CROATIA MODERNISM

CROATIA MODERNISMThe modenism is Croatia is out of this world.  That is because it is inspired by authentic socialist modernism.  I said this before a couple of years ago.  And I’m saying it again, now, after just getting back from more travels there.

I’ve never thought about it before, but war has been a way of opening the door for modernism.  Croatia was invaded by the Axis at the beginning of the war, and Germany continued to occupy Zadar until 1944.    The city of Zadar was bombed during WWII by the Allies.  So during the bombing,  much of the historical fabric was destroyed.  And  the Croatians did what everyone else does after a war, they rebuilt everything.

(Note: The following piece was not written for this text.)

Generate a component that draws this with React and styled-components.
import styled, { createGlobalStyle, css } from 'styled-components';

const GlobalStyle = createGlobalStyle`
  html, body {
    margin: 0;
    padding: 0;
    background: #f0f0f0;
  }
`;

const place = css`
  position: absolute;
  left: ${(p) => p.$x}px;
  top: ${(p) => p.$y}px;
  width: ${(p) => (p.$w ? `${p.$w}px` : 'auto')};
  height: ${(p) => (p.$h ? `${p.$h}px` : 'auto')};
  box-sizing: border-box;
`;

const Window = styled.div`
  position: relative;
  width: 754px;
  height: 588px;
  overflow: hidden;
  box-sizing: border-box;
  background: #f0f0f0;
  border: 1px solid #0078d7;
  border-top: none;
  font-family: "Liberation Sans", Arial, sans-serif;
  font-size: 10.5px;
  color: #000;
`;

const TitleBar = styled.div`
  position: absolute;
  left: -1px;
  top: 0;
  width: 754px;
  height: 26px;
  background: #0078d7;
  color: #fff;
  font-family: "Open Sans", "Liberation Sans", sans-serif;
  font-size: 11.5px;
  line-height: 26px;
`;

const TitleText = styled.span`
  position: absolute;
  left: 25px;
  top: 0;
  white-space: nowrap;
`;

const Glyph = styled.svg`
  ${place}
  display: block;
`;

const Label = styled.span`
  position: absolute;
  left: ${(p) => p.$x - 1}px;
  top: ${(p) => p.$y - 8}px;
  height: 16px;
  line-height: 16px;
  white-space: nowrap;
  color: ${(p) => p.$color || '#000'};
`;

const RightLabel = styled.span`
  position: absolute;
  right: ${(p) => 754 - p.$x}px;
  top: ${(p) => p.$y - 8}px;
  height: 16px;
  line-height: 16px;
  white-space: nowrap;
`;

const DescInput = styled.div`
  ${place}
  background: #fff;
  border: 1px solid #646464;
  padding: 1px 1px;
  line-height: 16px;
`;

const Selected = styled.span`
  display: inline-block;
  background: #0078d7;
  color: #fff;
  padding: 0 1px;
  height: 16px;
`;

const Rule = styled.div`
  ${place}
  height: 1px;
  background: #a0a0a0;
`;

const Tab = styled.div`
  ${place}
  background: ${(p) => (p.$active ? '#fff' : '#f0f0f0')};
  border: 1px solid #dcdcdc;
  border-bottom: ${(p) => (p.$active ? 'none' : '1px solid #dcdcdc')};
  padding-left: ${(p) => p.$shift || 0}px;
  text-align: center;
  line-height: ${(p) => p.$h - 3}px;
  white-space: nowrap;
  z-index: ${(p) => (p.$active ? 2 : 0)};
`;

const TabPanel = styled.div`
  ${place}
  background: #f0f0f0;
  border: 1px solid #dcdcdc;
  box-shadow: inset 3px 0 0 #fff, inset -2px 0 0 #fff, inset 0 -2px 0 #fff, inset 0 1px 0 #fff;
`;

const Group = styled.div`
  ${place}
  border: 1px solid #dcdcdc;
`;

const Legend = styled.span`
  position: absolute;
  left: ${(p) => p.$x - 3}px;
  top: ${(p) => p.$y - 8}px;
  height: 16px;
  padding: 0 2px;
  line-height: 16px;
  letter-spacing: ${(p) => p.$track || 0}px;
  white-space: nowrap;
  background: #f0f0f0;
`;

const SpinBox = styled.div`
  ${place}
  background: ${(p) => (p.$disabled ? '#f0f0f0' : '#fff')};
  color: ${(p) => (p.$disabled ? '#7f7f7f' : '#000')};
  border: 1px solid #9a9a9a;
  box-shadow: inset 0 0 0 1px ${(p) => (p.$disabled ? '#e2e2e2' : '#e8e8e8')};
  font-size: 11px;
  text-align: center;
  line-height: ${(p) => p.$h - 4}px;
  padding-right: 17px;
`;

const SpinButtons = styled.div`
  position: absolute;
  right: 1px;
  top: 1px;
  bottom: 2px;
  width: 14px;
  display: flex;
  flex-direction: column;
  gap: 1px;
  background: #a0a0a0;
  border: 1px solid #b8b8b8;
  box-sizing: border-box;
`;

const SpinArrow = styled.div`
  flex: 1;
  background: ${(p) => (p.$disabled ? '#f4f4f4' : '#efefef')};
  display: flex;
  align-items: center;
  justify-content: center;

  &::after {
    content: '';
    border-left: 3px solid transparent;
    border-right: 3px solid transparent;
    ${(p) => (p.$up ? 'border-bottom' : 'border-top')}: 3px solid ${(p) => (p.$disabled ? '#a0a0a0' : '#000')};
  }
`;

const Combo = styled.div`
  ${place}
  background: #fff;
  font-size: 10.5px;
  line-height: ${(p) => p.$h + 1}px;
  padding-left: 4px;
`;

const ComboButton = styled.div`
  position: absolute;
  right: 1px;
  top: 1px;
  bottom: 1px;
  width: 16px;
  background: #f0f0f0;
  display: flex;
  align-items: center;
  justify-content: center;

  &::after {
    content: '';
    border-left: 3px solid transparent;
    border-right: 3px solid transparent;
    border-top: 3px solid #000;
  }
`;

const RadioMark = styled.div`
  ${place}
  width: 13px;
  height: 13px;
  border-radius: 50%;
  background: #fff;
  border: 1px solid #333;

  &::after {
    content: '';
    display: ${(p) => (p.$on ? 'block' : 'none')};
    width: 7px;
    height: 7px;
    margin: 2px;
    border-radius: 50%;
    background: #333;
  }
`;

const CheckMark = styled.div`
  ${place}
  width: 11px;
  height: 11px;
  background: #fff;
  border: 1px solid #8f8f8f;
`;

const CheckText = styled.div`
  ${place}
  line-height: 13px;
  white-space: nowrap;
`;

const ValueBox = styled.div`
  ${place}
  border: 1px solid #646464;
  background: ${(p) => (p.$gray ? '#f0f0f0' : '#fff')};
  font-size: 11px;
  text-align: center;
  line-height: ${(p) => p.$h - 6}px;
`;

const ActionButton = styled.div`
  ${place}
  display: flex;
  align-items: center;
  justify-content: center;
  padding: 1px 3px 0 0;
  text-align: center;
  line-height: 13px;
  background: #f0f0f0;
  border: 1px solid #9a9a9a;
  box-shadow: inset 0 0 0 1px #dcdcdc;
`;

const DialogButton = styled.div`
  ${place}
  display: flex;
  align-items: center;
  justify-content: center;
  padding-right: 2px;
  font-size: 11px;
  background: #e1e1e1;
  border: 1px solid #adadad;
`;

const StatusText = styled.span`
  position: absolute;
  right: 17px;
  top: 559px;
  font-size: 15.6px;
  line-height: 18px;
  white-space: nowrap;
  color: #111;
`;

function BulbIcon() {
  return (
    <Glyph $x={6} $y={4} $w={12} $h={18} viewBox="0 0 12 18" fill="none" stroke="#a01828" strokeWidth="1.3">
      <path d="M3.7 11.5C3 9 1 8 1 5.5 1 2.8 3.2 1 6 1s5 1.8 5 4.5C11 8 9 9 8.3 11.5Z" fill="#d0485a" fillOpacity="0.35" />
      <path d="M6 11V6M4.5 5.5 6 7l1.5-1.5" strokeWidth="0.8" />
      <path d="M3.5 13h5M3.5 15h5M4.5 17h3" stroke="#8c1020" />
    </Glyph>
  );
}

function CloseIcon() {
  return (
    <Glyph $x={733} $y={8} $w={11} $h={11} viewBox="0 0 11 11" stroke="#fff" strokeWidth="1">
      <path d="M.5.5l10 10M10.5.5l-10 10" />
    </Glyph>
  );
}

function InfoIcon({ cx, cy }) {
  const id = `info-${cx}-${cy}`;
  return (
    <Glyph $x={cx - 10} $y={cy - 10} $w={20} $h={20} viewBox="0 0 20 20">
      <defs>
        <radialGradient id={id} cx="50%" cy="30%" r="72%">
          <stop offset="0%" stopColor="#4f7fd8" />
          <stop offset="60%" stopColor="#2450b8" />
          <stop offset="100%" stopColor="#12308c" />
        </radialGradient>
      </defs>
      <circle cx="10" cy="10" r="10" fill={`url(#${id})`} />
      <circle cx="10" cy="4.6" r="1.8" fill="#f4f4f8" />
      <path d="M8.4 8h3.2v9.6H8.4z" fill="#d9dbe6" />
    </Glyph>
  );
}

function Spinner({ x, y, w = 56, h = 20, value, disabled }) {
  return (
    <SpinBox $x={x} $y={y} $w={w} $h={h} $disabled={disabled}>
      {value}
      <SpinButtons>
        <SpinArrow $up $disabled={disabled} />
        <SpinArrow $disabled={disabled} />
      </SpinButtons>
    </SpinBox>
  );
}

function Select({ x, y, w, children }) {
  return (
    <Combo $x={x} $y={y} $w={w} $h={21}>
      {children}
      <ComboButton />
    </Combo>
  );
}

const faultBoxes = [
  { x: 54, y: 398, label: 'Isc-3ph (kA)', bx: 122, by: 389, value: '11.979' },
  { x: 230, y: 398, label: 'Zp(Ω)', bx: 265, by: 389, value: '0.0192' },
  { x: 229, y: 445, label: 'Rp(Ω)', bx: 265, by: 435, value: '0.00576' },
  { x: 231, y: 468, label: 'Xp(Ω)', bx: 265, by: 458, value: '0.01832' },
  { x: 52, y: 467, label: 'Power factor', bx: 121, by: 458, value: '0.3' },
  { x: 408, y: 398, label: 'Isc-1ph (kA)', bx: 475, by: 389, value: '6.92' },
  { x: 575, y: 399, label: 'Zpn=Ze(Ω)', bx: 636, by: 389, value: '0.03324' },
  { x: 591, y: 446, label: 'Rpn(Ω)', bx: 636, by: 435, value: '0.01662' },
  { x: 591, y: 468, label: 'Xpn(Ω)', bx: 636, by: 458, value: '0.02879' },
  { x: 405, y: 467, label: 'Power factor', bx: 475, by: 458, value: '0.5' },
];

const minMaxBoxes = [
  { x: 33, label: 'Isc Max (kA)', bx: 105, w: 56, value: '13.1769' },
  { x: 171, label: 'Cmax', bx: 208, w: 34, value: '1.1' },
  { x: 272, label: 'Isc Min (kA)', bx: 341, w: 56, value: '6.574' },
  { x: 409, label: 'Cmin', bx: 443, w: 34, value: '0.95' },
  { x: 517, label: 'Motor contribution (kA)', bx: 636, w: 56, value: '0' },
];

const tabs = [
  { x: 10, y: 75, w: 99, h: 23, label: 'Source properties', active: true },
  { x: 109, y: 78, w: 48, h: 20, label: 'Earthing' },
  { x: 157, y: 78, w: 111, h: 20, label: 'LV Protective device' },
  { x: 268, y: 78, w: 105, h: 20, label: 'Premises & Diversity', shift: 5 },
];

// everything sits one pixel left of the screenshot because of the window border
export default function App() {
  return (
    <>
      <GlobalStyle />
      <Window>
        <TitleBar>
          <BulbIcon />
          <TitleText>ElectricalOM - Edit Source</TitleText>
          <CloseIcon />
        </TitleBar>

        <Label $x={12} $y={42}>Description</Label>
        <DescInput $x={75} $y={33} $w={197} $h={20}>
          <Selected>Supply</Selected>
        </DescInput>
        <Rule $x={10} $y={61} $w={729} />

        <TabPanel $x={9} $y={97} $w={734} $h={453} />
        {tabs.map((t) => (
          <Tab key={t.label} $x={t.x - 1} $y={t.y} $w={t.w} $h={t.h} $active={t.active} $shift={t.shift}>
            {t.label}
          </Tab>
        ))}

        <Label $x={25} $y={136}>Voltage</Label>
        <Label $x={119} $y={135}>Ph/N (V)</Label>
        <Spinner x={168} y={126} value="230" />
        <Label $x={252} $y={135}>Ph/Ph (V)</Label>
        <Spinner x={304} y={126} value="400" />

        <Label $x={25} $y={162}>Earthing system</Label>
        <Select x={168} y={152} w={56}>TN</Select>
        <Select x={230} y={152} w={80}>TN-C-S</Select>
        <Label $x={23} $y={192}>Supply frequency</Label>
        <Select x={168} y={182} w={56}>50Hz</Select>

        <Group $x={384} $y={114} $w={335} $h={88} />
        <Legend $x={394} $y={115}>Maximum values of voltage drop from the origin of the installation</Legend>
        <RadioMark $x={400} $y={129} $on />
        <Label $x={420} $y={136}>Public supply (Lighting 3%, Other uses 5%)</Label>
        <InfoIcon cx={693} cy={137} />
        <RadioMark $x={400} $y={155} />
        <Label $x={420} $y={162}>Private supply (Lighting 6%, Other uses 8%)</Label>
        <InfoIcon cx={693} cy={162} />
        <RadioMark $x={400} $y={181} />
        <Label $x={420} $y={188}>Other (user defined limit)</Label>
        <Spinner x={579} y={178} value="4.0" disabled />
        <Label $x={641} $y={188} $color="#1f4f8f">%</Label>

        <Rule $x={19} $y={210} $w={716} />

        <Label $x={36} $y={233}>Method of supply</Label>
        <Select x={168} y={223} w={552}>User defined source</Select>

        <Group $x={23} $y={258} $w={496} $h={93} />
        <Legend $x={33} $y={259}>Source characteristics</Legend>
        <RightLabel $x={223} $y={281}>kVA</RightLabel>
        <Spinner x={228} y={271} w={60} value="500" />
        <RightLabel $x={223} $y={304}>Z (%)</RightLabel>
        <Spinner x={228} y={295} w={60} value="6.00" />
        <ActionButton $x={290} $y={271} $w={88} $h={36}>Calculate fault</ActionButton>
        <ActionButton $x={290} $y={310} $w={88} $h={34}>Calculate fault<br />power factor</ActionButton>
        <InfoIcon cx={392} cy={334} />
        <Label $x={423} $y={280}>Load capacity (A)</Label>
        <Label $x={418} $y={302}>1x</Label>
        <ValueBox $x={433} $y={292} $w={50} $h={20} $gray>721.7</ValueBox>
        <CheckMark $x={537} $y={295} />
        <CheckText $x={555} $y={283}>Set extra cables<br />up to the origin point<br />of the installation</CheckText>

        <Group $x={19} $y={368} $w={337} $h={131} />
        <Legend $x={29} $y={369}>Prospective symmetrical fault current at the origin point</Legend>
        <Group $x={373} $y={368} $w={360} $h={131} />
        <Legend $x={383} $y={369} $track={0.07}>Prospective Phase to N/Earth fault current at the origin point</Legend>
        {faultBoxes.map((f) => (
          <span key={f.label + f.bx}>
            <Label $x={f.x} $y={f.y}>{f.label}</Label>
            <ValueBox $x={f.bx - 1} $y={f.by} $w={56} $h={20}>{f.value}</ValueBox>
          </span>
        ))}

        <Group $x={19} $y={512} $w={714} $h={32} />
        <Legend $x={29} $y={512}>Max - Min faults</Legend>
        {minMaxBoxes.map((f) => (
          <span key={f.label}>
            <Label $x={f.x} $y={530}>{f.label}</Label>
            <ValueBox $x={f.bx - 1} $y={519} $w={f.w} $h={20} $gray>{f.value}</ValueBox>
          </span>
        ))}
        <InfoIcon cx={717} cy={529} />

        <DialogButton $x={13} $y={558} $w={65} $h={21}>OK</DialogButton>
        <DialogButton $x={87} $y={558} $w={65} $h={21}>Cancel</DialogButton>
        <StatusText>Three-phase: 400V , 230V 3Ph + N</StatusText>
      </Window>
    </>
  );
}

And when they rebuilt, they turned to modernism rather than rebuild things historically.  And this is not simply watered down modernism.  This is the real, authentic thing.  Just look at the photo above:  how could it get any better?  This building should be in every architectural history book every published.  This is Everyday Modernism at it’s best.

CROATIA MODERNISM

The high authenticity of these modernist pieces is a direct result of the socialist architects looking to the source.  And this source was CIAM, or International Congress of Modernist Architecture.  In fact, the second to the last congress was held in Dubrovnick in 1956.  That in itself is a testament to the purity of the modernist sources, and how important well executed modernism was.

In the 1940s and 1950s, the residential apartment blocks were built as free housing for the population.  That’s what you do when you are socialist / communist.  When these were built, Croatia was part of Yugoslavia and was therefore communist.  And it is amazing that all of this architecture for the people was done with such excellence.  Think of the utopic fervor which brought this into existence.  Buildings like this were going to save the world!

This piece borrows from the playbook of both Corb and the Constructivists, and the CIAM gang.  It has a rectilinear plan, with basic blocks of form plugging into other  forms.

There are three horizontal registers.  The roof has a floating plane above it.  The base, while not on pilotis, still has a different expression than the upper two registers.   The end of this form has a regressive massing which is balanced by the sides with the projecting balconies.  What could you really do on those balconies?  Not much but just stand there to take in the fresh air.  Project yourself thru the door and onto the balcony.  Stand there in the sun and smell the ocean for about 90 seconds, feel your spirits lift, and then retreat.

One comrade.  One balcony.  All equal.  All working together.  An architectural facade as a model of a society.

As in all great modernist pieces, it does not respond to the site.  There is no difference of expression of the side that faces the ocean than the side that faces the city.  There is no response to the sun or wind.  But who cares?  This is incredible!  The piece instead creates it’s own logic and therefore it’s own responses, true to the modernist heart.  It may very well respond to it’s designed inhabitants.  The size of the human is expressed by the expression of the balconies.  Then again, it may not.

I wonder if they every took a photo with a human on each balcony?